Published: Oct 10, 2024
Generative AI solutions for Automated Speech Recognition (ASR)
Executive summary
Automated Speech Recognition (ASR) is a common tool used by many businesses to ensure that customer conversations are captured and retained for customer service, legal, and compliance purposes. But linguistic factors can create challenges to ensuring the accurate transcription of conversations, particularly in regions as linguistically diverse as Southeast Asia.
Based on our experience, most AI solutions have challenges in interpreting our local accented speech which often contains a mix of borrowed words from different languages and dialects, idiosyncratic syntax and grammar as well as references to local places.
In this article, we explore the immense potential of ASR to revolutionise business operations, empower growth, and drive unparalleled conversational understanding. Additionally, we will address the current challenges in ASR capabilities, especially in an ASEAN context.
Challenges with ASR capability in an ASEAN context
Automated Speech Recognition (ASR) is a technology that converts spoken language into written text. While ASR technology has been around for some time, several challenges persist, particularly in the ASEAN context:
- Diverse linguistic landscape: The ASEAN region is rich in cultural and linguistic diversity. With multiple languages, accents, and dialects spoken across countries, developing an ASR system that accurately recognises and transcribes all variations presents a considerable challenge.

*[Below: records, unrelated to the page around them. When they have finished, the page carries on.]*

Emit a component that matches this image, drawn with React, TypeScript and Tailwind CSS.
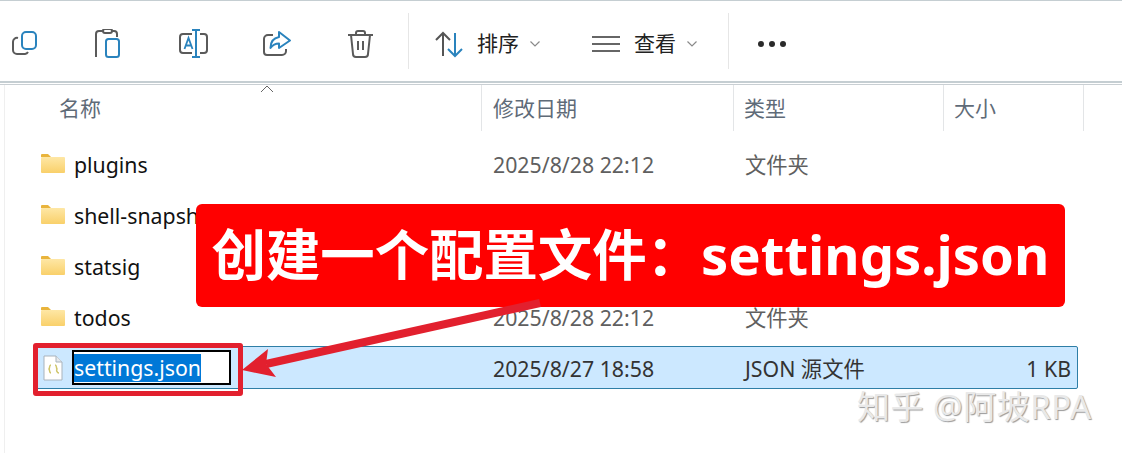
import React from "react";

const FONT = "font-['Noto_Sans','Noto_Sans_CJK_SC',sans-serif]";
const rowGrid = "grid grid-cols-[448px_252px_210px_1fr] items-center";

const folders = [
  { name: "plugins", date: "2025/8/28 22:12", kind: "文件夹" },
  { name: "shell-snapshots", date: "", kind: "" },
  { name: "statsig", date: "", kind: "" },
  { name: "todos", date: "2025/8/28 22:12", kind: "文件夹" },
];

function Folder() {
  return (
    <svg width="26" height="22" viewBox="0 0 26 22" className="shrink-0 -mt-[4px]">
      <defs>
        <linearGradient id="fold" x1="0" y1="0" x2="0" y2="1">
          <stop offset="0" stopColor="#fee7a5" />
          <stop offset="1" stopColor="#f9d06a" />
        </linearGradient>
      </defs>
      <path d="M1 3a1 1 0 0 1 1-1h6l3 3h-10z" fill="#e9b43c" />
      <rect x="1" y="5" width="24" height="16" rx="1" fill="url(#fold)" />
    </svg>
  );
}

function Chevron() {
  return (
    <svg width="10" height="6" viewBox="0 0 10 6">
      <path d="M0.5 0.5 5 5l4.5-4.5" fill="none" stroke="#8a8a8a" strokeWidth="1.2" />
    </svg>
  );
}

function ToolIcons() {
  const gray = "#5a5a5a";
  const blue = "#2a83bd";
  return (
    <div className="flex items-center gap-[54px] pl-[10px]">
      <svg width="30" height="30" viewBox="0 0 30 30">
        <rect x="12" y="3" width="14" height="17" rx="4" fill="none" stroke={blue} strokeWidth="2" />
        <path d="M8 9a4 4 0 0 0-5 4v8a4 4 0 0 0 4 4h8a4 4 0 0 0 3-2" fill="none" stroke={gray} strokeWidth="2" />
      </svg>
      <svg width="30" height="30" viewBox="0 0 30 30">
        <path d="M9 2H5a3 3 0 0 0-3 3v23M18 2h2a3 3 0 0 1 3 3v3" fill="none" stroke={gray} strokeWidth="2" />
        <rect x="9" y="0" width="9" height="4" rx="2" fill="none" stroke={gray} strokeWidth="2" />
        <rect x="12" y="10" width="13" height="18" rx="2.5" fill="none" stroke={blue} strokeWidth="2" />
      </svg>
      <svg width="30" height="30" viewBox="0 0 30 30">
        <path d="M14 5H5a3 3 0 0 0-3 3v13a3 3 0 0 0 3 3h9M22 5h4a3 3 0 0 1 3 3v13a3 3 0 0 1-3 3h-4" fill="none" stroke={gray} strokeWidth="2" />
        <path d="M14 1h8M18 1v27M14 28h8" fill="none" stroke={blue} strokeWidth="2" />
        <path d="M6.500 20 10.500 9 14.500 20M8 16.500h5" fill="none" stroke={blue} strokeWidth="1.800" />
      </svg>
      <svg width="30" height="30" viewBox="0 0 30 30">
        <path d="M11 6H6a4 4 0 0 0-4 4v13a3 3 0 0 0 3 3h15a4 4 0 0 0 4-4v-2" fill="none" stroke={gray} strokeWidth="2" />
        <path d="M17 3l11 8.500L17 19v-4.500c-4 0-6 1-8.500 4.500 0-6 3-10 8.500-11z" fill="none" stroke={blue} strokeWidth="2" strokeLinejoin="round" />
      </svg>
      <svg width="30" height="30" viewBox="0 0 30 30">
        <path d="M2 6h25M10 6V4a2 2 0 0 1 2-2h5a2 2 0 0 1 2 2v2M5 6l2 19a3 3 0 0 0 3 3h9a3 3 0 0 0 3-3l2-19M12 12v9M17 12v9" fill="none" stroke={gray} strokeWidth="2" />
      </svg>
    </div>
  );
}

export default function App() {
  return (
    <div className={`relative w-[1122px] h-[454px] overflow-hidden bg-white text-[21.3px] ${FONT}`}>
      {/* toolbar */}
      <div className="h-[83px] border-t border-[#c5ced2] border-b-[2px] border-b-[#c5ced2] flex items-center pt-[5px] box-border">
        <ToolIcons />
        <div className="w-px h-[56px] bg-[#e6e6e6] ml-[32px] -mt-[5px]" />
        <div className="flex items-center ml-[25px] text-[#222]">
          <svg width="30" height="30" viewBox="0 0 30 30">
            <path d="M9 27V4M2 11l7-7 7 7" fill="none" stroke="#555" strokeWidth="2" />
            <path d="M21 4v23M14 20l7 7 7-7" fill="none" stroke="#2a83bd" strokeWidth="2" />
          </svg>
          <span className="ml-[13px] leading-none text-[21px]">排序</span>
          <span className="ml-[11px] flex"><Chevron /></span>
          <svg width="28" height="18" viewBox="0 0 28 18" className="ml-[52px]">
            <path d="M0 2h28M0 9h28M0 16h28" stroke="#666" strokeWidth="2" />
          </svg>
          <span className="ml-[14px] leading-none text-[21px]">查看</span>
          <span className="ml-[11px] flex"><Chevron /></span>
        </div>
        <div className="w-px h-[56px] bg-[#e6e6e6] ml-[31px] -mt-[5px]" />
        <div className="flex gap-[5px] ml-[29px]">
          <span className="w-[6px] h-[6px] rounded-full bg-[#2a2a2a]" />
          <span className="w-[6px] h-[6px] rounded-full bg-[#2a2a2a]" />
          <span className="w-[6px] h-[6px] rounded-full bg-[#2a2a2a]" />
        </div>
      </div>
      <div className="h-[1px]" />
      <div className="h-px bg-[#c9cfd3]" />

      {/* list */}
      <div className="h-[368px] ml-[4px] border-l border-[#efefef]">
        <div className="relative grid grid-cols-[477px_252px_210px_140px] h-[46px] text-[21px] text-[#5f6b78]">
          <div className="pl-[54px] pt-[1px] flex items-center border-r border-[#e3e5e7]">名称</div>
          <div className="pl-[11px] pt-[1px] flex items-center border-r border-[#e3e5e7]">修改日期</div>
          <div className="pl-[10px] pt-[1px] flex items-center border-r border-[#e3e5e7]">类型</div>
          <div className="pl-[10px] pt-[1px] flex items-center border-r border-[#e3e5e7]">大小</div>
          <svg width="14" height="8" viewBox="0 0 14 8" className="absolute left-[255px] top-0">
            <path d="M1 7 7 1l6 6" fill="none" stroke="#666" strokeWidth="1" />
          </svg>
        </div>
        <div className="pt-[8px] pl-[29px]">
          {folders.map((f) => (
            <div key={f.name} className={`${rowGrid} h-[51px] w-[1044px]`}>
              <div className="flex items-center gap-[8px] pl-[6px] text-[#111]">
                <Folder />
                <span className="max-w-[122px] overflow-hidden whitespace-nowrap">{f.name}</span>
              </div>
              <span className="pl-[11px] text-[#5f5f5f]">{f.date}</span>
              <span className="pl-[11px] text-[#5f5f5f]">{f.kind}</span>
              <span />
            </div>
          ))}
          <div className={`${rowGrid} h-[43px] mt-[3px] w-[1044px] bg-[#cce8ff] border border-[#2e7ea6] rounded-[2px]`}>
            <div className="flex items-center pl-[8px]">
              <svg width="20" height="26" viewBox="0 0 20 26" className="shrink-0">
                <path d="M1 1h12l6 6v18H1z" fill="#fff" stroke="#a9b3bc" />
                <path d="M13 1v6h6" fill="#e6eaee" stroke="#a9b3bc" />
                <path d="M8 10c-2 0-1 3-2 4 1 1 0 4 2 4M12 10c2 0 1 3 2 4-1 1 0 4 2 4" fill="none" stroke="#cfc56a" strokeWidth="1.500" />
              </svg>
              <div className="ml-[9px] w-[159px] h-[35px] border-[2px] border-black bg-white flex items-center">
                <span className="bg-[#0078d7] text-white h-[28px] leading-[28px]">settings.json</span>
              </div>
            </div>
            <span className="pl-[10px] pt-[2px] text-[#333]">2025/8/27 18:58</span>
            <span className="pl-[10px] pt-[2px] text-[#333]">JSON 源文件</span>
            <span className="text-right pr-[6px] pt-[2px] text-[#333]">1 KB</span>
          </div>
        </div>
      </div>

      {/* annotation */}
      <div className="absolute left-[196px] top-[204px] w-[869px] h-[103px] pb-[3px] rounded-[6px] bg-[#ff0000] flex items-center justify-center text-white font-bold text-[54.4px] leading-none whitespace-nowrap">
        创建一个配置文件：settings.json
      </div>
      <div className="absolute left-[33px] top-[343px] w-[210px] h-[53px] border-[5px] border-[#e2202e] rounded-[3px]" />
      <svg width="320" height="100" viewBox="0 0 320 100" className="absolute left-[230px] top-[295px]">
        <path d="M310 8 36 69" stroke="#e2202e" strokeWidth="8" />
        <path d="M12 75 38 54 36 69 46 82z" fill="#e2202e" />
      </svg>
      <div className="absolute left-[857px] top-[387px] text-[33px] leading-[40px] tracking-[0.5px] text-[#e9e9e9] [text-shadow:1px_1px_1px_#9a9a9a] whitespace-pre">
        知乎 @阿坡RPA
      </div>
    </div>
  );
}
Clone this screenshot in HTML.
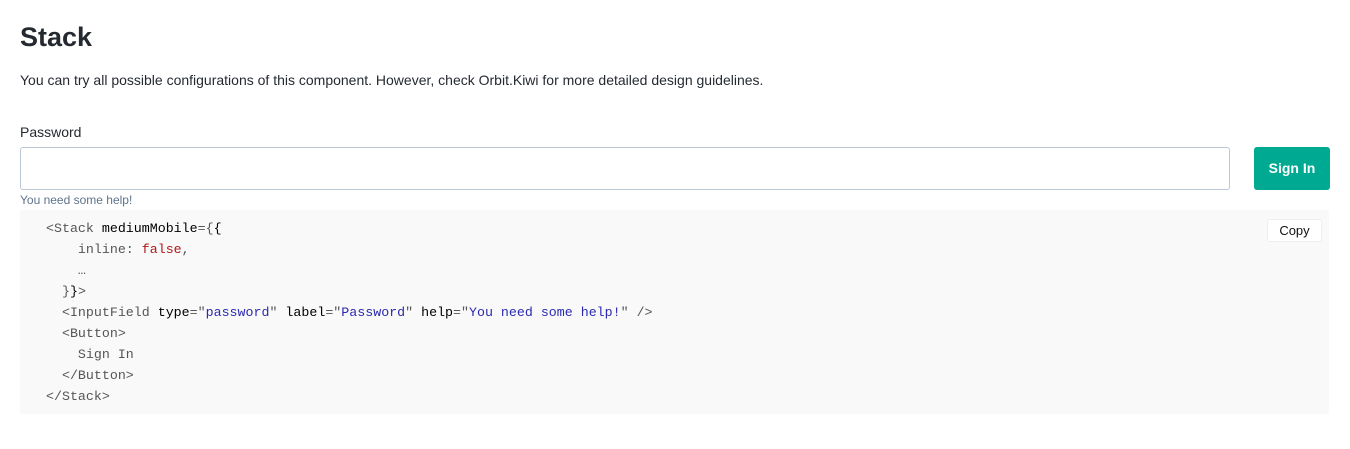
<!DOCTYPE html>
<html><head><style>
body{margin:0;background:#fff;font-family:"Liberation Sans",sans-serif;color:#252a31;width:1350px;height:449px;overflow:hidden;position:relative}
.a{position:absolute}
h1{position:absolute;left:20px;top:22px;margin:0;font-size:27px;font-weight:bold;color:#252a31}
.code{position:absolute;left:20px;top:210px;width:1309px;height:204px;background:#f9f9f9}
pre{margin:0;position:absolute;left:26px;top:8px;font-family:"Liberation Mono",monospace;font-size:13.3px;line-height:21px;color:#555}
.k{color:#000}.s{color:#2a2ab0}.r{color:#b01818}
</style></head><body>
<h1>Stack</h1>
<div class="a" style="left:20px;top:72px;font-size:14px;">You can try all possible configurations of this component. However, check Orbit.Kiwi for more detailed design guidelines.</div>
<div class="a" style="left:20px;top:124px;font-size:14px;">Password</div>
<div class="a" style="left:20px;top:147px;width:1208px;height:41px;border:1px solid #bac7d5;border-radius:3px;"></div>
<div class="a" style="left:1254px;top:147px;width:76px;height:43px;background:#00a991;border-radius:3px;color:#fff;font-weight:bold;font-size:14px;line-height:43px;text-align:center">Sign In</div>
<div class="a" style="left:20px;top:193px;font-size:12px;color:#5f738c">You need some help!</div>
<div class="code">
<pre>&lt;Stack <span class="k">mediumMobile</span>={<span class="k">{</span>
    inline: <span class="r">false</span>,
    …
  }<span class="k">}</span>&gt;
  &lt;InputField <span class="k">type</span>="<span class="s">password</span>" <span class="k">label</span>="<span class="s">Password</span>" <span class="k">help</span>="<span class="s">You need some help!</span>" /&gt;
  &lt;Button&gt;
    Sign In
  &lt;/Button&gt;
&lt;/Stack&gt;</pre>
<div class="a" style="left:1247px;top:9px;width:53px;height:21px;background:#fff;border:1px solid #eee;border-radius:3px;font-size:13px;line-height:21px;text-align:center;color:#111">Copy</div>
</div>
</body></html>
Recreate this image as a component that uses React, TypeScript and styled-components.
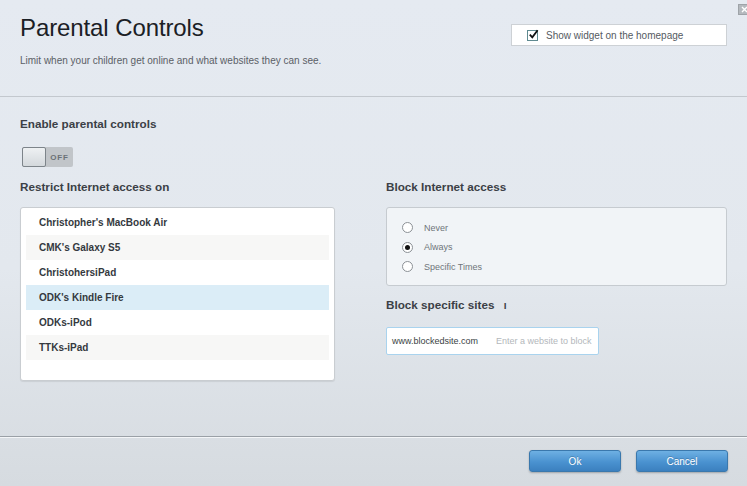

- Code-switching and creole languages: Many ASEAN countries have a culture of code-switching, where individuals switch between languages in a single conversation. Additionally, the presence of creole languages further complicates ASR accuracy, as these languages often lack standardised grammatical rules and structures.
- Acoustic environment variability: The ASEAN region encompasses diverse acoustic environments, including bustling urban centres and remote rural areas. Background noise, varying speech volumes, and microphone quality can impact ASR performance, requiring robust adaptation techniques.
- Low-resource languages: Some languages in the ASEAN region may have limited data available for training ASR models. The scarcity of training data for low-resource languages hinders the development of highly accurate and robust ASR systems for these languages.
- Accents and pronunciation: Different accents within a single language can lead to misinterpretations by ASR systems. Pronunciation variations can also pose challenges, especially for ASR models designed primarily for standardised speech.
Understanding NCS’ ASR capability and Generative AI
NCS’ very own ASR product, Ins8.ai, is an advanced hyperlocal large vocabulary continuous speech recognition (LVCSR) product developed by the NCS Ins8.ai product team and NCS NEXT Gen Tech teams. It was trained using local call centre data on multiple ASEAN languages and excels in handling accents, dialects, and creole languages, making it ideal for Asia. The core technology is a deep neural network architected and fine-tuned by the Ins8.ai team to ensure exceptional accuracy for spoken creole languages in Asia, such as Singlish. Ins8.ai overcomes the barriers from accents and extended vocabularies that can be challenging for traditional ASR technologies.
Comparison with open-source ASRs
In our comprehensive comparison between the NCS Ins8.ai product and Open AI’s Whisper (ASR system trained on 680,000 hours of audio datasets collected from the web, two-thirds of which are in English), the results clearly demonstrated Ins8.ai’s superiority. Ins8.ai outperformed, producing the lowest word error rate (WER) despite maintaining a small model size (just one-sixth that of Open AI’s Whisper medium model) for typical call centre conversations in Singlish while running at a much higher speed of transcription (Figure 1).
Figure 1. Comparison of NCS Ins8.ai and OpenAI Whisper – Transcription of 150 mins of speech
In a recent implementation with a 250-strong call centre in Singapore, our ASR was applied successfully to live speech-to-text transcription for Singlish, with an accuracy rate of 95% with the ability to interpret Singlish terms like “shiok”, “can-can” and “Wah-low” as well as local places in Singapore. This is in line with the statistics above and compares favourably to out-of-the-box STT which generally has an accuracy rate of 70-80% for Singlish.
Beyond call centres, this capability can also be applied to other use cases, such as:
- Financial services – Transcribe financial consultations (between Banking Relationship Managers or Insurance Financial Advisors and their customers), conversations involving the execution of transactions
- Healthcare – Automate capture of interactions between doctors and patients, or even amongst multiple doctors treating a patient
- Investigations – Transcribe conversations between investigation officers and suspects, as well as calls made by the suspect to accomplices.
Our dedication to developing cutting-edge technology has led to Ins8.ai’s unparalleled performance, making it the clear choice for anyone seeking industry-leading automatic speech recognition capabilities.